Abu Dhabi ended its six-year initial public offering (IPO) drought in December 2017 with the sale of a 10% stake in the downstream distribution arm of the government-owned Abu Dhabi National Oil Company (ADNOC). The sale of the stake in ADNOC Distribution was the largest IPO in a decade on the Abu Dhabi Securities Exchange (ADX) and gave the company a 0.84% weighting on the exchange’s general index.
While this was too small to fundamentally change the structure of the ADX, which remains dominated by banking institutions, the sale was nonetheless a major development. It was 22 times oversubscribed and added 7% to the market value of the ADX. More importantly, the issuance provided proof of concept in a market traditionally wary of undertaking public share offerings and constituted a functional first step for the emirate, as the small size of the sale leaves room for secondary offerings from ADNOC. The successful issuance of the IPO may stimulate similar activity in the energy sector and among state-owned enterprises.

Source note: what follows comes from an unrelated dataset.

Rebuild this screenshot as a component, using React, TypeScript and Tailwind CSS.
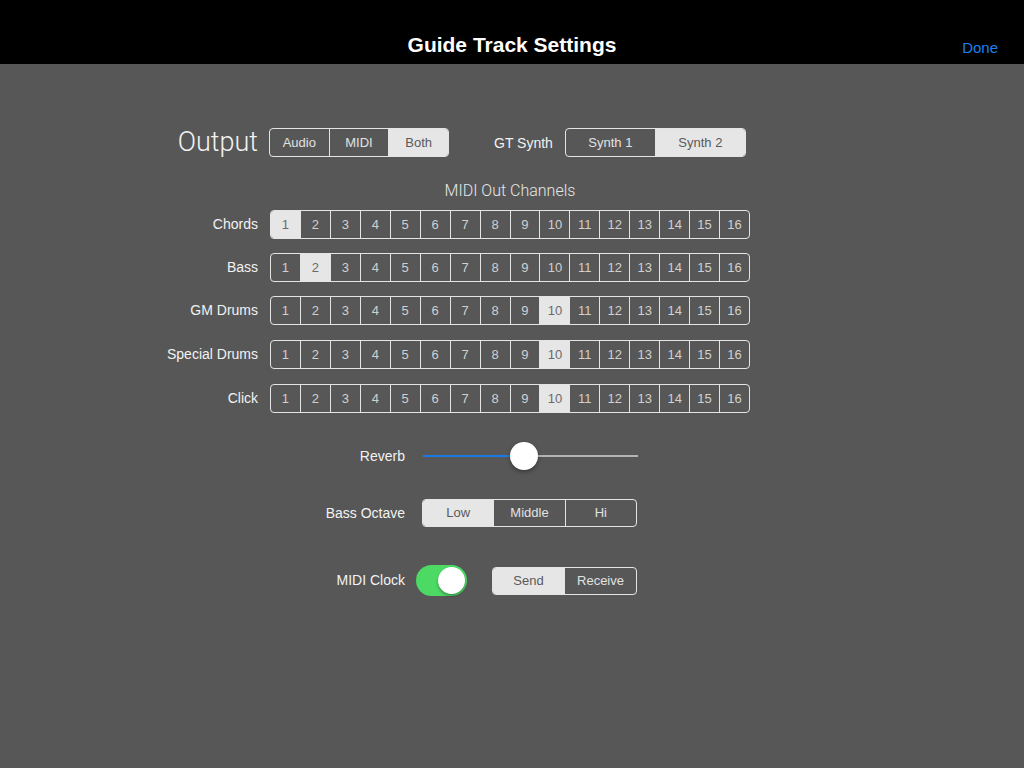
import React, { useState } from 'react';

const sans = { fontFamily: '"Liberation Sans", Arial, sans-serif' };

interface SegmentProps {
  options: string[];
  selected: number;
  size: string;
  onSelect?: (i: number) => void;
}

// iOS 7 style segmented control, light fill marks the chosen segment
const Segmented = ({ options, selected, size, onSelect }: SegmentProps) => (
  <div className={`flex ${size} border border-[#e4e4e4] rounded-[4px] overflow-hidden`}>
    {options.map((o, i) => (
      <button
        key={o}
        onClick={() => onSelect && onSelect(i)}
        className={`flex-1 flex items-center justify-center text-[13px] ${
          i > 0 ? 'border-l border-[#e4e4e4]' : ''
        } ${i === selected ? 'bg-[#e6e6e6] text-[#5a5a5a]' : 'text-[#e2e2e2]'}`}
      >
        {o}
      </button>
    ))}
  </div>
);

const channels = Array.from({ length: 16 }, (_, i) => i + 1);

const ChannelRow = ({ label, value, onSelect, top }: { label: string; value: number; onSelect: (n: number) => void; top: string }) => (
  <div className={`flex items-center h-[29px] ${top}`}>
    <div className="w-[108px] text-right text-[14px] text-[#f2f2f2]">{label}</div>
    <div className="ml-[12px] flex w-[480px] h-[29px] border border-[#e4e4e4] rounded-[4px] overflow-hidden">
      {channels.map((n) => (
        <button
          key={n}
          onClick={() => onSelect(n)}
          className={`flex-1 flex items-center justify-center text-[13px] ${
            n > 1 ? 'border-l border-[#e4e4e4]' : ''
          } ${n === value ? 'bg-[#e6e6e6] text-[#6a6a6a]' : 'text-[#d0d0d0]'}`}
        >
          {n}
        </button>
      ))}
    </div>
  </div>
);

export default function App() {
  const [output, setOutput] = useState(2);
  const [synth, setSynth] = useState(1);
  const [chan, setChan] = useState({ chords: 1, bass: 2, gm: 10, special: 10, click: 10 });
  const [octave, setOctave] = useState(0);
  const [clockOn, setClockOn] = useState(true);
  const [clockMode, setClockMode] = useState(0);
  const reverb = 101;

  const rows: { key: keyof typeof chan; label: string; top: string }[] = [
    { key: 'chords', label: 'Chords', top: 'mt-[9px]' },
    { key: 'bass', label: 'Bass', top: 'mt-[14px]' },
    { key: 'gm', label: 'GM Drums', top: 'mt-[14px]' },
    { key: 'special', label: 'Special Drums', top: 'mt-[15px]' },
    { key: 'click', label: 'Click', top: 'mt-[15px]' },
  ];

  return (
    <div className="w-[1024px] h-[768px] flex flex-col bg-[#575757]" style={sans}>
      {/* nav bar */}
      <div className="h-16 bg-black grid grid-cols-[1fr_auto_1fr] items-end pb-[7px]">
        <div />
        <div className="text-[21px] font-bold text-white leading-[24px]">Guide Track Settings</div>
        <div className="flex justify-end pr-[26px]">
          <button className="text-[15px] text-[#1a80f0] leading-[18px]">Done</button>
        </div>
      </div>

      <div className="flex flex-col pl-[150px]">
        {/* output + synth */}
        <div className="flex items-center h-[29px] mt-[64px]">
          <div
            className="w-[108px] text-right text-[27px] font-light text-[#f2f2f2] leading-none"
            style={{ fontFamily: 'Roboto, "Liberation Sans", sans-serif' }}
          >
            Output
          </div>
          <div className="ml-[11px]">
            <Segmented options={['Audio', 'MIDI', 'Both']} selected={output} onSelect={setOutput} size="w-[180px] h-[29px]" />
          </div>
          <div className="ml-[45px] text-[14px] text-[#f2f2f2] pt-[2px]">GT Synth</div>
          <div className="ml-[12px]">
            <Segmented options={['Synth 1', 'Synth 2']} selected={synth} onSelect={setSynth} size="w-[181px] h-[29px]" />
          </div>
        </div>

        <div
          className="ml-[120px] w-[480px] mt-[24px] text-center text-[16px] font-light text-[#e6e6e6] leading-[20px]"
          style={{ fontFamily: 'Roboto, "Liberation Sans", sans-serif' }}
        >
          MIDI Out Channels
        </div>

        {rows.map((r) => (
          <ChannelRow
            key={r.key}
            label={r.label}
            top={r.top}
            value={chan[r.key]}
            onSelect={(n) => setChan({ ...chan, [r.key]: n })}
          />
        ))}

        {/* reverb */}
        <div className="flex items-center h-[28px] mt-[29px]">
          <div className="w-[255px] text-right text-[14px] text-[#f2f2f2]">Reverb</div>
          <div className="ml-[18px] relative w-[215px] h-[28px] flex items-center">
            <div className="h-[2px] bg-[#1a7ae8]" style={{ width: reverb }} />
            <div className="h-[2px] flex-1 bg-[#b4b4b4]" />
            <div
              className="absolute top-0 w-[28px] h-[28px] rounded-full bg-white shadow-[0_2px_4px_rgba(0,0,0,0.35)]"
              style={{ left: reverb - 14 }}
            />
          </div>
        </div>

        {/* bass octave */}
        <div className="flex items-center h-[28px] mt-[29px]">
          <div className="w-[255px] text-right text-[14px] text-[#f2f2f2]">Bass Octave</div>
          <div className="ml-[17px]">
            <Segmented options={['Low', 'Middle', 'Hi']} selected={octave} onSelect={setOctave} size="w-[215px] h-[28px]" />
          </div>
        </div>

        {/* midi clock */}
        <div className="flex items-center h-[31px] mt-[38px]">
          <div className="w-[255px] text-right text-[14px] text-[#f2f2f2]">MIDI Clock</div>
          <button
            onClick={() => setClockOn(!clockOn)}
            className={`ml-[11px] w-[51px] h-[31px] rounded-full flex items-center p-[2px] ${
              clockOn ? 'bg-[#4cd964] justify-end' : 'bg-[#777] justify-start'
            }`}
          >
            <div className="w-[27px] h-[27px] rounded-full bg-white shadow-[0_2px_3px_rgba(0,0,0,0.3)]" />
          </button>
          <div className="ml-[25px]">
            <Segmented options={['Send', 'Receive']} selected={clockMode} onSelect={setClockMode} size="w-[145px] h-[28px]" />
          </div>
        </div>
      </div>
    </div>
  );
}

“The ADNOC Distribution IPO story was a success and a good approach. I would like to see more companies like that coming to the public market,” Mohammed Ali Yasin, CEO of domestic broker FAB Securities, told OBG. “It is better to come to the market with a smaller-sized offering and add to it later when the conditions are right.” As a result of the sale, US asset manager Vanguard Group is now the largest foreign investor in ADNOC Distribution, with $41.3m as of May 2018, according to data from Bloomberg; this amounts to a 0.3% stake in the company. Other notable investors include Norges Bank, which manages the Norwegian sovereign wealth fund; UK asset manager Investec; and the South African financial services firm Old Mutual.
The emirate wants to reduce spending and increase the efficiency of government-related entities (GREs). IPOs provide just one tool to achieve this goal. As the leading economic actor, as well as the largest contributor to the federal budget of the UAE, Abu Dhabi is keen to ensure a sustainable fiscal burden in the event of lower oil prices over the long term. To this end, it has been combining several of its investment arms and GREs, with these consolidations serving as either an alternative to IPOs or as a potential precursor to future listings. Some of these GREs have previously been accustomed to receiving budget funding for their activities; however, moving forwards, the emirate is seeking to steer them towards capital markets, either via debt sales or through IPOs. One of the key figures in this process has been the state-owned sovereign wealth fund Mubadala Investment Company. In 2016 the emirate merged another investment arm, the International Petroleum Investment Company, into Mubadala. Furthermore, in March 2018 Abu Dhabi Investment Council was also merged into the firm. As a result of these tie-ups, Mubadala is now the world’s 14th-largest sovereign wealth fund with $220bn in assets under management, including dozens of international firms, and is expected to be a major source of future IPOs. The postponement in October 2018 of the much vaunted 25% IPO in oil refining firm Cepsa, which is owned by Mubadala, provided a short-term setback in the expansion of capital market activities. Nevertheless, Mubadala has announced that it intends to go forward with the IPO in the future.
More to Come
Emirates Global Aluminium, the Middle East’s largest aluminium producer and the second-biggest industrial company in the UAE, has also confirmed its intention to issue a major IPO. While the company – which is jointly owned by Mubadala and the Investment Corporation of Dubai – announced in September 2018 that the IPO had been postponed, it nonetheless highlighted that the IPO would go ahead when market conditions were right. Furthermore, Mubadala announced plans in April 2018 to launch a new real estate investment trust (REIT) incorporating assets from Abu Dhabi Global Market. Upon completion of the REIT, the company plans to carry out an IPO.